* [EXERCISE PROMPT]:
Locate each line of the material that contains "React", then return it.

* [DATASET EXTRACT]:
▬▬▬▬▬▬▬▬▬▬

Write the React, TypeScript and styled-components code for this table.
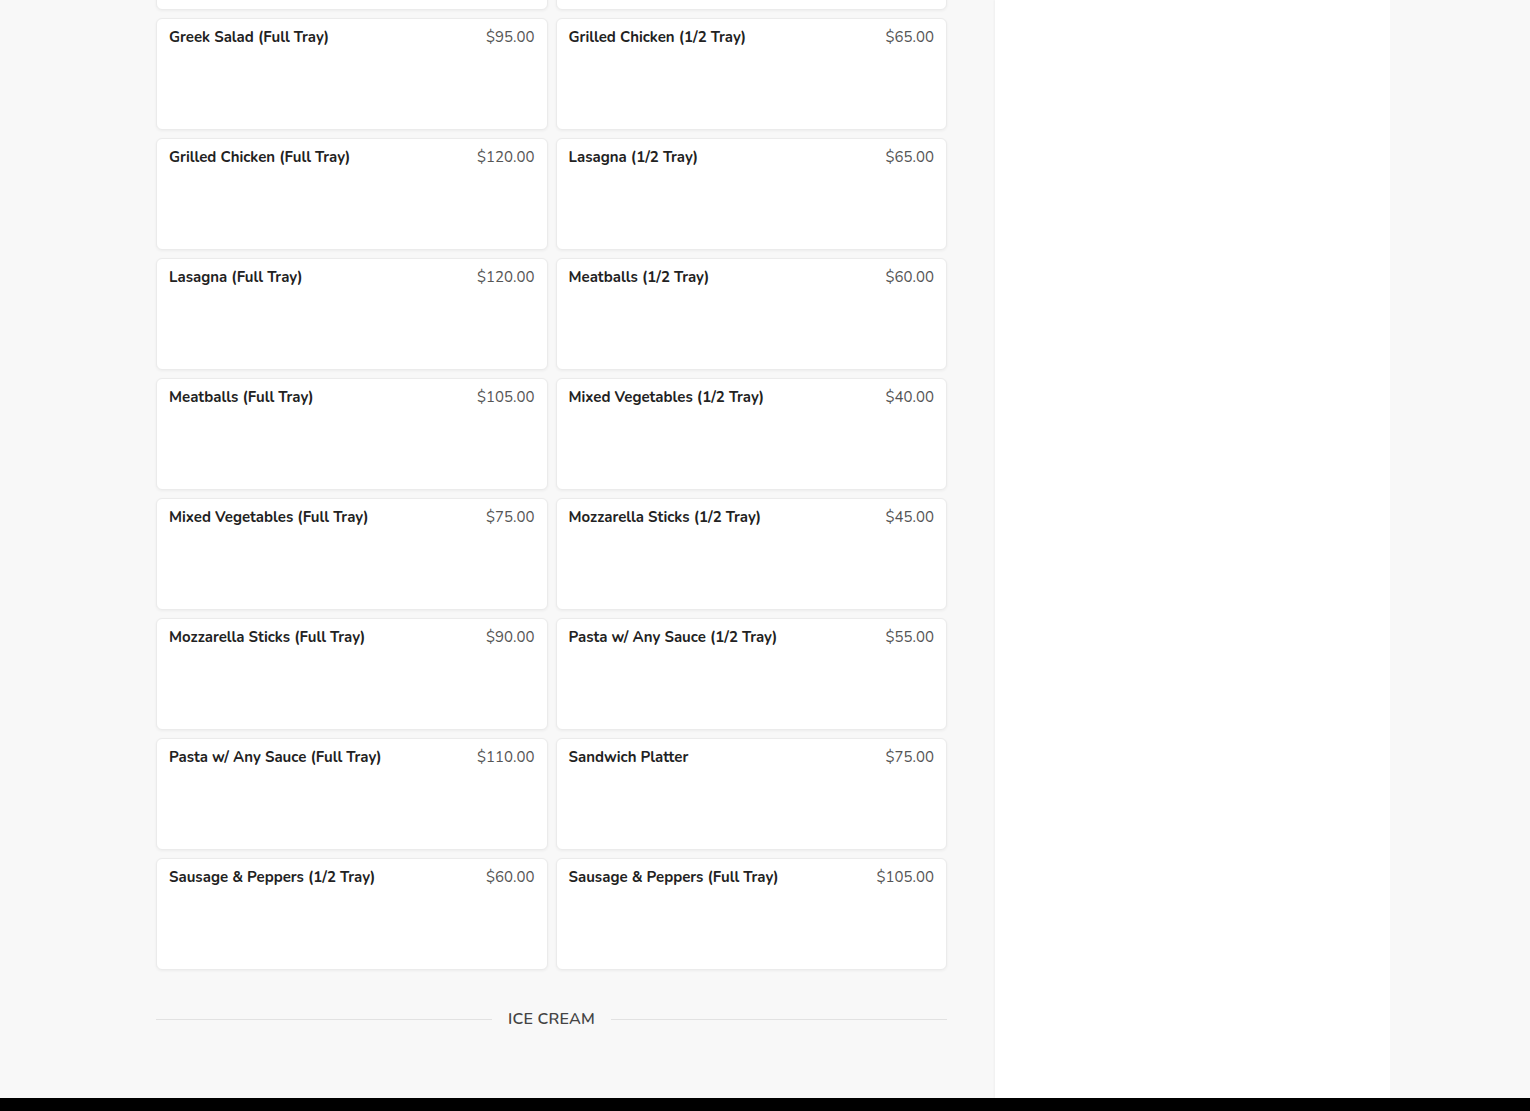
import React from "react";
import styled, { createGlobalStyle } from "styled-components";

const Global = createGlobalStyle`
  html, body { margin: 0; padding: 0; background: #f8f8f8; }
  body { font-family: "Nunito", Lato, "Noto Sans", sans-serif; overflow: hidden; }
`;

const Page = styled.div`
  height: 1111px;
  display: flex;
  flex-direction: column;
  overflow: hidden;
`;

const Body = styled.div`
  flex: 1;
  display: flex;
  overflow: hidden;
  background: #f8f8f8;
`;

const Main = styled.main`
  width: 995px;
  box-sizing: border-box;
  padding-left: 156px;
  padding-right: 48px;
`;

const Sidebar = styled.aside`
  width: 395px;
  background: #ffffff;
  box-shadow: -1px 0 2px rgba(0, 0, 0, 0.04);
`;

const Grid = styled.div`
  margin-top: -102px;
  display: grid;
  grid-template-columns: 1fr 1fr;
  gap: 8px;
`;

const Card = styled.div`
  height: 112px;
  box-sizing: border-box;
  background: #fff;
  border: 1px solid #ebebeb;
  border-radius: 6px;
  box-shadow: 0 1px 3px rgba(0, 0, 0, 0.05);
  padding: 8px 12px;
  display: flex;
  justify-content: space-between;
  align-items: flex-start;
`;

const Name = styled.span`
  font-size: 15px;
  line-height: 20px;
  font-weight: 700;
  color: #222;
`;

const Price = styled.span`
  font-size: 15px;
  line-height: 20px;
  font-weight: 400;
  color: #555;
`;

const Section = styled.div`
  display: flex;
  align-items: center;
  gap: 16px;
  margin-top: 39px;
  &::before, &::after {
    content: "";
    flex: 1;
    height: 1px;
    background: #e2e2e2;
  }
`;

const SectionTitle = styled.h2`
  margin: 0;
  font-size: 16px;
  line-height: 20px;
  font-weight: 600;
  color: #444;
  text-transform: uppercase;
  letter-spacing: 0.2px;
`;

const Footer = styled.footer`
  height: 13px;
  background: #000;
`;

const items: [string, string][] = [
  ["", ""],
  ["", ""],
  ["Greek Salad (Full Tray)", "$95.00"],
  ["Grilled Chicken (1/2 Tray)", "$65.00"],
  ["Grilled Chicken (Full Tray)", "$120.00"],
  ["Lasagna (1/2 Tray)", "$65.00"],
  ["Lasagna (Full Tray)", "$120.00"],
  ["Meatballs (1/2 Tray)", "$60.00"],
  ["Meatballs (Full Tray)", "$105.00"],
  ["Mixed Vegetables (1/2 Tray)", "$40.00"],
  ["Mixed Vegetables (Full Tray)", "$75.00"],
  ["Mozzarella Sticks (1/2 Tray)", "$45.00"],
  ["Mozzarella Sticks (Full Tray)", "$90.00"],
  ["Pasta w/ Any Sauce (1/2 Tray)", "$55.00"],
  ["Pasta w/ Any Sauce (Full Tray)", "$110.00"],
  ["Sandwich Platter", "$75.00"],
  ["Sausage & Peppers (1/2 Tray)", "$60.00"],
  ["Sausage & Peppers (Full Tray)", "$105.00"],
];

export default function App() {
  return (
    <Page>
      <Global />
      <Body>
        <Main>
          <Grid>
            {items.map(([n, p], i) => (
              <Card key={i}>
                {n && <Name>{n}</Name>}
                {p && <Price>{p}</Price>}
              </Card>
            ))}
          </Grid>
          <Section>
            <SectionTitle>Ice Cream</SectionTitle>
          </Section>
        </Main>
        <Sidebar />
      </Body>
      <Footer />
    </Page>
  );
}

▬▬▬▬▬▬▬▬▬▬

* [SOLUTION TO THIS TASK]:
Write the React, TypeScript and styled-components code for this table.
import React from "react";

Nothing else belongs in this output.